* _Records for the task_
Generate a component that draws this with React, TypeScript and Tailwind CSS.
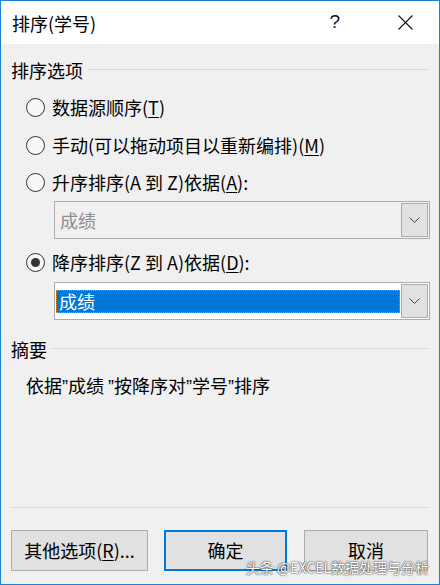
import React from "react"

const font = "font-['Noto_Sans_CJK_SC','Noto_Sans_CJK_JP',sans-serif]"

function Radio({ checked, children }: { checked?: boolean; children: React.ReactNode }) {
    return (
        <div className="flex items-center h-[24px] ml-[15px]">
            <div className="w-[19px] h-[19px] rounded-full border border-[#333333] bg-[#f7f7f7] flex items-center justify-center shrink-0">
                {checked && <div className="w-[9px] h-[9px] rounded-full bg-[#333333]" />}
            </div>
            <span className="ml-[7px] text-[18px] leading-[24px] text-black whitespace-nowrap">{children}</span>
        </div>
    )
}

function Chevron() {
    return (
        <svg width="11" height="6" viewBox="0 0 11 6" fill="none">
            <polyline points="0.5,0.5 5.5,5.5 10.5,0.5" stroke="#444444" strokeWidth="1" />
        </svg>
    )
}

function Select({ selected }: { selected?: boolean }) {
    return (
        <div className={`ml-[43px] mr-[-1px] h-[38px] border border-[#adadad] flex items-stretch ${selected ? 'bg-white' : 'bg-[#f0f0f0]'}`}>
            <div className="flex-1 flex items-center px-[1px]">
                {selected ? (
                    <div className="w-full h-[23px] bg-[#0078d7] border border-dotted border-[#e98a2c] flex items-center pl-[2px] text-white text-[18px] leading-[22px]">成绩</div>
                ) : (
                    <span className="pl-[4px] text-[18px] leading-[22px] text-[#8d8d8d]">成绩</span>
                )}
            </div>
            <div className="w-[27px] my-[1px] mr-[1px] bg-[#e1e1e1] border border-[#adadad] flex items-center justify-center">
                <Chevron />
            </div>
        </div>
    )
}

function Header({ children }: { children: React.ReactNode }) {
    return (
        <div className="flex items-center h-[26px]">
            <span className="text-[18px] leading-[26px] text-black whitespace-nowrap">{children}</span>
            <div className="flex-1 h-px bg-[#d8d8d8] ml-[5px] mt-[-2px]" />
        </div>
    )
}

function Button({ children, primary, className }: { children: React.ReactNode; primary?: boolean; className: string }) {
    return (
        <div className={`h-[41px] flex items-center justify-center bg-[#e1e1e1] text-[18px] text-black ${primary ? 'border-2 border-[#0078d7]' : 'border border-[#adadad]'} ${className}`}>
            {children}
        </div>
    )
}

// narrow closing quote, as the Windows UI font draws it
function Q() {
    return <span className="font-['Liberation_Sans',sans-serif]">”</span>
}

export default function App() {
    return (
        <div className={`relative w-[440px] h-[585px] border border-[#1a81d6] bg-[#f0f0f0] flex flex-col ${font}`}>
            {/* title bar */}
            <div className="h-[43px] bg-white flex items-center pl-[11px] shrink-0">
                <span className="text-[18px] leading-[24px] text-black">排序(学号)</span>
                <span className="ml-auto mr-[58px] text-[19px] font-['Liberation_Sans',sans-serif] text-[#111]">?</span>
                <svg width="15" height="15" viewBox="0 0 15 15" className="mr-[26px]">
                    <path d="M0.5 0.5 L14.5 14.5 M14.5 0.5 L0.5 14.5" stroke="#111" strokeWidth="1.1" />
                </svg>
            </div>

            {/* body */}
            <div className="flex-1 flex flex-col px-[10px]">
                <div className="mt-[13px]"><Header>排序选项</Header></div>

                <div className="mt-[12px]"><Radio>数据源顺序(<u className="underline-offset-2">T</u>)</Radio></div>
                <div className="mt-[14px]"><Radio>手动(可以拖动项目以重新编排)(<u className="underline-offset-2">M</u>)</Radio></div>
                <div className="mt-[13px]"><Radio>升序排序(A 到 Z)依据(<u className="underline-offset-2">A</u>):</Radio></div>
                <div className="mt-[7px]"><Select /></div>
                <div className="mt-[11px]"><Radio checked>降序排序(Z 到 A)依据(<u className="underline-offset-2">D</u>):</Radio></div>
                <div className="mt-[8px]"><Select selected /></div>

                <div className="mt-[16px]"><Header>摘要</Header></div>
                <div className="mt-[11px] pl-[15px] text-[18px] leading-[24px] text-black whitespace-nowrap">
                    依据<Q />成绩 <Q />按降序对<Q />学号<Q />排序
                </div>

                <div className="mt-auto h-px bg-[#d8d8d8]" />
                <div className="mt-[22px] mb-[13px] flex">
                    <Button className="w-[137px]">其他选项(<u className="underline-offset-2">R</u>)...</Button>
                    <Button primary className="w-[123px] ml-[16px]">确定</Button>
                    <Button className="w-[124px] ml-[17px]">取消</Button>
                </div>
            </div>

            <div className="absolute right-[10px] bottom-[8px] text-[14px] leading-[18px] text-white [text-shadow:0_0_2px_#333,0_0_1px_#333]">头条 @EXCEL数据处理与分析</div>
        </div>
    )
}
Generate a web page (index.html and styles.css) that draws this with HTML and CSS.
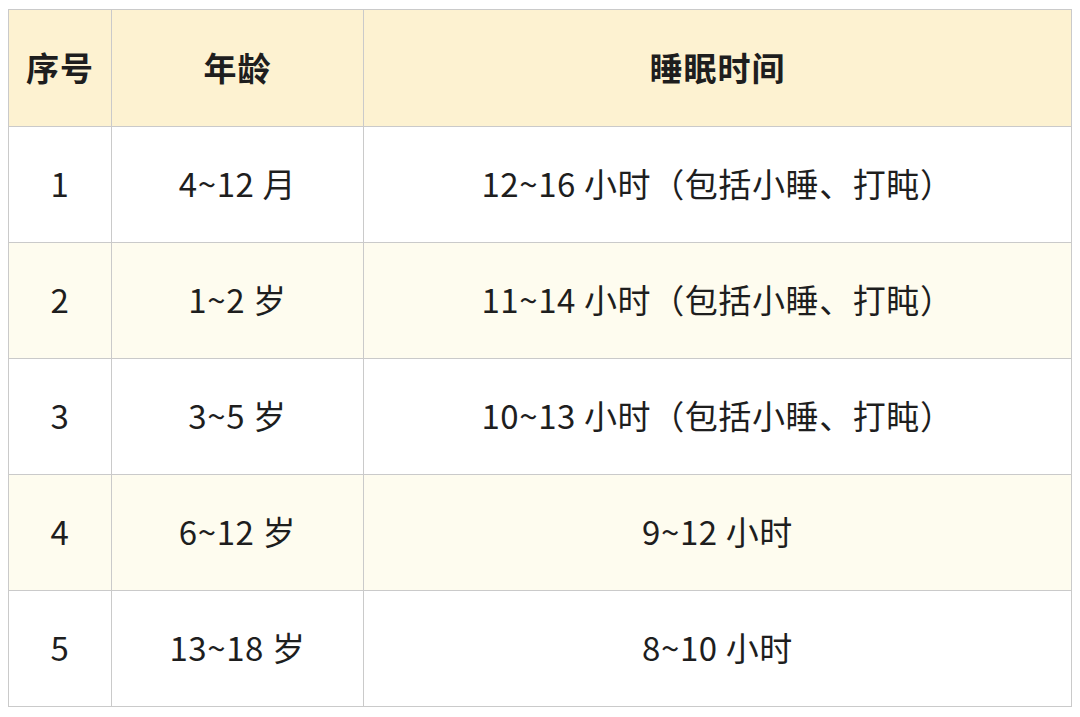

* _Given problem_
Transcribe the records above exactly as they appear, leaving out any pictures.

* _In response_
Generate a component that draws this with React, TypeScript and Tailwind CSS.
import React from "react"

const font = "font-['Noto_Sans_CJK_SC','Noto_Sans_CJK_JP',sans-serif]"

function Radio({ checked, children }: { checked?: boolean; children: React.ReactNode }) {
    return (
        <div className="flex items-center h-[24px] ml-[15px]">
            <div className="w-[19px] h-[19px] rounded-full border border-[#333333] bg-[#f7f7f7] flex items-center justify-center shrink-0">
                {checked && <div className="w-[9px] h-[9px] rounded-full bg-[#333333]" />}
            </div>
            <span className="ml-[7px] text-[18px] leading-[24px] text-black whitespace-nowrap">{children}</span>
        </div>
    )
}

function Chevron() {
    return (
        <svg width="11" height="6" viewBox="0 0 11 6" fill="none">
            <polyline points="0.5,0.5 5.5,5.5 10.5,0.5" stroke="#444444" strokeWidth="1" />
        </svg>
    )
}

function Select({ selected }: { selected?: boolean }) {
    return (
        <div className={`ml-[43px] mr-[-1px] h-[38px] border border-[#adadad] flex items-stretch ${selected ? 'bg-white' : 'bg-[#f0f0f0]'}`}>
            <div className="flex-1 flex items-center px-[1px]">
                {selected ? (
                    <div className="w-full h-[23px] bg-[#0078d7] border border-dotted border-[#e98a2c] flex items-center pl-[2px] text-white text-[18px] leading-[22px]">成绩</div>
                ) : (
                    <span className="pl-[4px] text-[18px] leading-[22px] text-[#8d8d8d]">成绩</span>
                )}
            </div>
            <div className="w-[27px] my-[1px] mr-[1px] bg-[#e1e1e1] border border-[#adadad] flex items-center justify-center">
                <Chevron />
            </div>
        </div>
    )
}

function Header({ children }: { children: React.ReactNode }) {
    return (
        <div className="flex items-center h-[26px]">
            <span className="text-[18px] leading-[26px] text-black whitespace-nowrap">{children}</span>
            <div className="flex-1 h-px bg-[#d8d8d8] ml-[5px] mt-[-2px]" />
        </div>
    )
}

function Button({ children, primary, className }: { children: React.ReactNode; primary?: boolean; className: string }) {
    return (
        <div className={`h-[41px] flex items-center justify-center bg-[#e1e1e1] text-[18px] text-black ${primary ? 'border-2 border-[#0078d7]' : 'border border-[#adadad]'} ${className}`}>
            {children}
        </div>
    )
}

// narrow closing quote, as the Windows UI font draws it
function Q() {
    return <span className="font-['Liberation_Sans',sans-serif]">”</span>
}

export default function App() {
    return (
        <div className={`relative w-[440px] h-[585px] border border-[#1a81d6] bg-[#f0f0f0] flex flex-col ${font}`}>
            {/* title bar */}
            <div className="h-[43px] bg-white flex items-center pl-[11px] shrink-0">
                <span className="text-[18px] leading-[24px] text-black">排序(学号)</span>
                <span className="ml-auto mr-[58px] text-[19px] font-['Liberation_Sans',sans-serif] text-[#111]">?</span>
                <svg width="15" height="15" viewBox="0 0 15 15" className="mr-[26px]">
                    <path d="M0.5 0.5 L14.5 14.5 M14.5 0.5 L0.5 14.5" stroke="#111" strokeWidth="1.1" />
                </svg>
            </div>

            {/* body */}
            <div className="flex-1 flex flex-col px-[10px]">
                <div className="mt-[13px]"><Header>排序选项</Header></div>

                <div className="mt-[12px]"><Radio>数据源顺序(<u className="underline-offset-2">T</u>)</Radio></div>
                <div className="mt-[14px]"><Radio>手动(可以拖动项目以重新编排)(<u className="underline-offset-2">M</u>)</Radio></div>
                <div className="mt-[13px]"><Radio>升序排序(A 到 Z)依据(<u className="underline-offset-2">A</u>):</Radio></div>
                <div className="mt-[7px]"><Select /></div>
                <div className="mt-[11px]"><Radio checked>降序排序(Z 到 A)依据(<u className="underline-offset-2">D</u>):</Radio></div>
                <div className="mt-[8px]"><Select selected /></div>

                <div className="mt-[16px]"><Header>摘要</Header></div>
                <div className="mt-[11px] pl-[15px] text-[18px] leading-[24px] text-black whitespace-nowrap">
                    依据<Q />成绩 <Q />按降序对<Q />学号<Q />排序
                </div>

                <div className="mt-auto h-px bg-[#d8d8d8]" />
                <div className="mt-[22px] mb-[13px] flex">
                    <Button className="w-[137px]">其他选项(<u className="underline-offset-2">R</u>)...</Button>
                    <Button primary className="w-[123px] ml-[16px]">确定</Button>
                    <Button className="w-[124px] ml-[17px]">取消</Button>
                </div>
            </div>

            <div className="absolute right-[10px] bottom-[8px] text-[14px] leading-[18px] text-white [text-shadow:0_0_2px_#333,0_0_1px_#333]">头条 @EXCEL数据处理与分析</div>
        </div>
    )
}
Generate a web page (index.html and styles.css) that draws this with HTML and CSS.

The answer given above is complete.